Люди слушали, не спуская глаз с Жердева. Они поняли, что Степан вынашивал идею организации коммуны, вдохновленный мудрыми словами Ильича. Ленин думал о простом человеке, о его счастливом будущем. Не шелохнувшись, вникали они в каждое слово вождя. Читал Степан свободно, не торопясь. Делал паузы, чтобы люди глубже и прочнее усвоили ленинскую мысль. В комнате стояла тишина, нарушаемая лишь голосом докладчика. Чай давно остыл в недопитых стаканах. Самокрутки потухли.

На окнах таяли снежинки, стекая капельками вниз и отражая в себе холодное мерцание звезд. Во дворе пропел петух — бодрый вестник житейского благополучия. Степан читал:

«Советская власть решила отпустить в особый фонд 1 миллиард рублей для поднятия сельского хозяйства. Всем существующим и вновь создающимся коммунам будет оказываться денежная и техническая помощь». Собрание оживилось. Кто-то радостно хлопнул в ладоши, другие подхватили. Всем захотелось говорить.
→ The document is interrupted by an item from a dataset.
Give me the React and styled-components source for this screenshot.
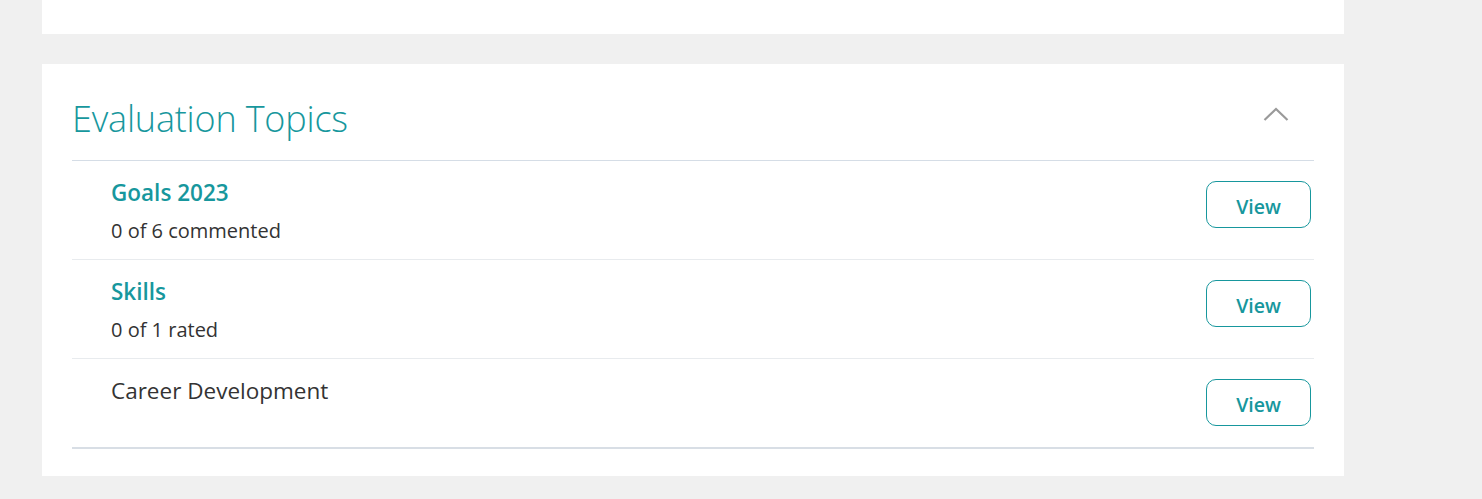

Люди вставали, двигались. Перебивая друг друга, засыпали вопросами Степана. Где, когда, перед кем выступал Владимир Ильич с этой речью? Оказывается, Ленин говорил о коммуне совсем недавно с делегатами комитетов бедноты Московской области. Еще болели его раны, а он уже звал народ к новым победам.

— Аи да Степан, Тимофеевич, уважил! — заговорил дядя Кондрат. — Думалось мне, что ты дело затеваешь на «ура». Испробуем, дескать, иную житуху, может, посчастливится. Аи повернулось вона как! То есть по государственной линии наша коммуна идет! Сколько, слышь, денег-то отпущено?